The angel thus becomes linked to the clown – in “Dark Horse”, the figure of a white man seems to float or fly, knees impossibly bent, over the body of black angel, lying supine on the ground.
"Missionary Position", on the other hand, presents a figure whose motley outfit fuses with a chief's (feathered?) headdress. Staring out of gothic windows at the lush jungle beyond, either holding court or holed up in some fortress-church, this figure reminded me of Kurtz in Conrad's Heart of Darkness: a European "gone native" who is lonely, isolated and deeply ambivalent about his presence in these suddenly unfamiliar surroundings. A companion piece is "Lost Gods", in which another feminised insect/angel confronts "the horror" of an untamed landscape.
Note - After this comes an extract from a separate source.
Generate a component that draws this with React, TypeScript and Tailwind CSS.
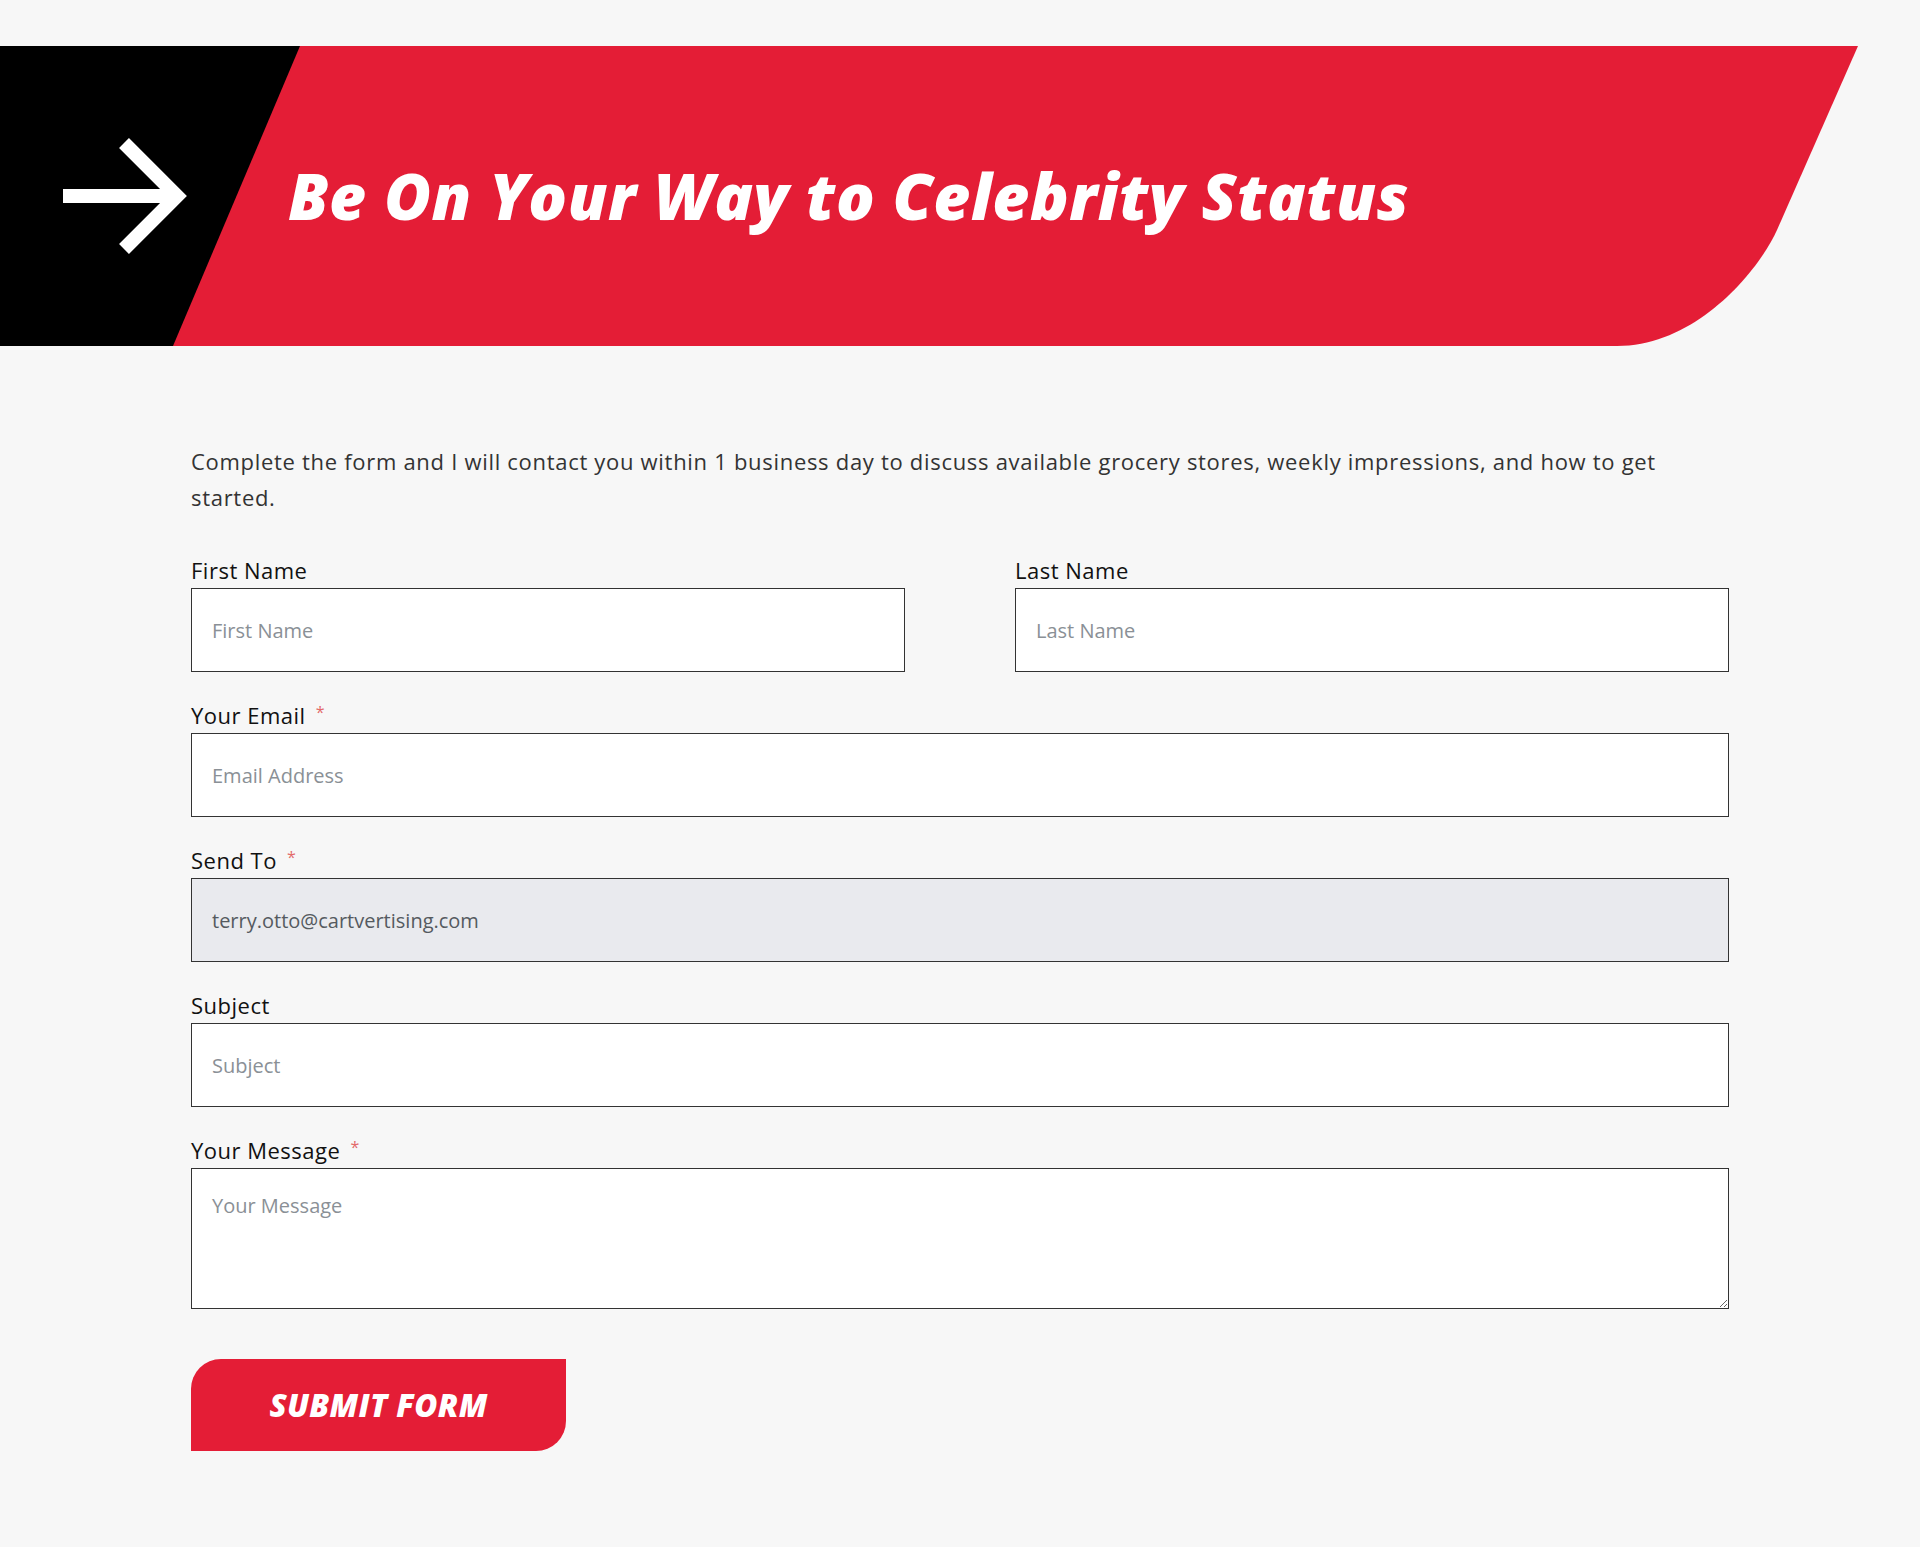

To complicate matters further, some of the angels are in fact the white man’s ‘other’ – his doppelganger, or more accurately his guilty conscience – as suggested in “Food on the Table”, in which the angel is a haunting, child-like (black) figure looking longingly at a few food items on a crisp white tablecloth.
This contrast is made explicit in Bailey’s “Romulus and Remus” pieces, which make use of one of the founding myths of the Roman Empire: the twin brothers were abandoned and raised together by a wolf, but Romulus killed Remus, setting the tenor for Rome’s military might. Bailey depicts the infants in their archetypal suckling pose, but whereas the white infant is clothed and comfortable, the caricatured black infant is naked, with a stomach swollen from hunger.
Nevertheless, few of the works in “Being Blown Backwards into the Future” are emphatically ‘political’. There is, moreover, a visual continuity across many of them that addresses broader existential themes: dark purples, starry night skies and distant city or forest backdrops hint at the alienation and cosmic loneliness experienced by citizens of modernity.